The whitewashed, thatched-roof inn has the outward appearance of a simple farmhouse planted in the Fyn countryside. But inside, the loft rooms offer five-star comforts and the kitchen is turning out some of the country’s finest farm-to-fork cuisine. 

Chef Per Hallundbaek combs the inn’s gardens for daily herbs and spices to create dishes like sea bass with buckthorn, spelt and sorrel; Anjou pigeon with tangy beets; and Baltic prawns with cauliflower and elderflower capers. The hotel also has its own smokery on-site, which yields silky slivers of homesmoked salmon.

Denmark’s last surviving mission hotel opened as the Stella Maris in 2014 on the southern coast of Fyn. The hotel’s evolution spans 100 years: Since its creation in 1904, Stella Maris has had various owners, including countess Anna Ahlefeldt Laruvig and deacon Kresten Christensen, before it relaunched in 2014 as the Stella Maris Hotel de Luxe. The airy, light-filled hotel lives up to its name – Star of the Sea – maximizing its waterfront perch on the Svendborg Sound with large windows and green lawns that slope down to the water.

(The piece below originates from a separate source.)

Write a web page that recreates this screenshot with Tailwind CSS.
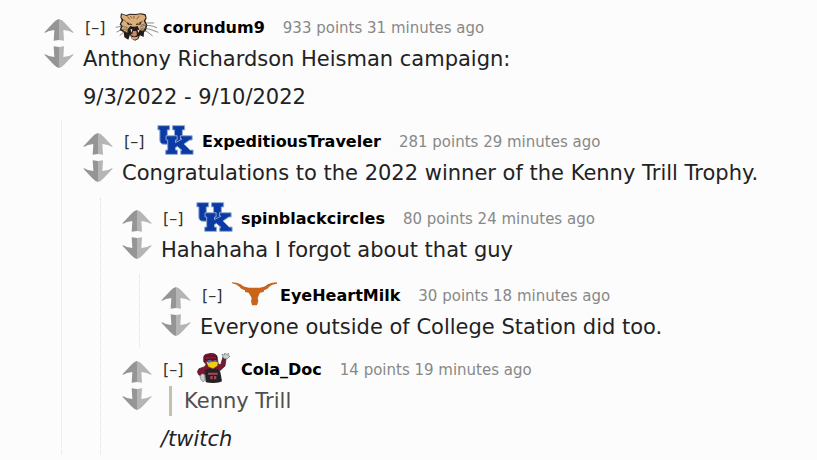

The hotel has a Scandinavian freshness – pale wood floors, milk-white walls and a maritime motif of blue pinstripes and anchors. The Bistro Gourmand reflects this breezy elegance – the menu has a hint of French style, but is otherwise rooted in Denmark.  As the hotel puts it, “Our kitchen follows the seasons in Denmark – not countries on the other side of the globe.” Many of the ingredients are sourced from the hotel’s sister island – Vejro in the Smallands Sea – including fragrant herbs and Sane lamb.

On the menu are dishes like langoustine with musroom ravioli and a seafood bisque; foie gras terrine with plum chtuney; deer with tangy green cabbage; and a platter of Danish cheeses, including the aged Svenbo cheese. But though the hotel has preserved many aspects of its mission hotel past, one important thing has changed: Unlike those pious days, alcohol is now poured generously.

The kingdom of Denmark has perfected its castles, and this is most evident on Fyn. Presiding over southern Fyn is Egeskov Slot, which dates back to 1554. Egeskov can claim plenty of superlatives: It’s one of Europe’s best preserved Renaissance moat castles. The vast estate – which is more than three times the size of Central Park – includes beautifully landscaped gardens populated by regal peacocks. Here, you can wander through one of the largest and oldest mazes in the world, designed by the Great Dane Piet Hein, a poet and mathemetician. Look also for an eruption of fuschia – Egeskov has one of the biggest collections of fuschia in Europe, with more than 1,500 varieties.

Top off your visit in H.C. Andersen’s hometown, Odense, in northern Fyn. Stroll the cobblestone streets lined with half-timber houses, visit Andersen’s home and museum, and then enjoy a Tuborg (or three) at the local bar.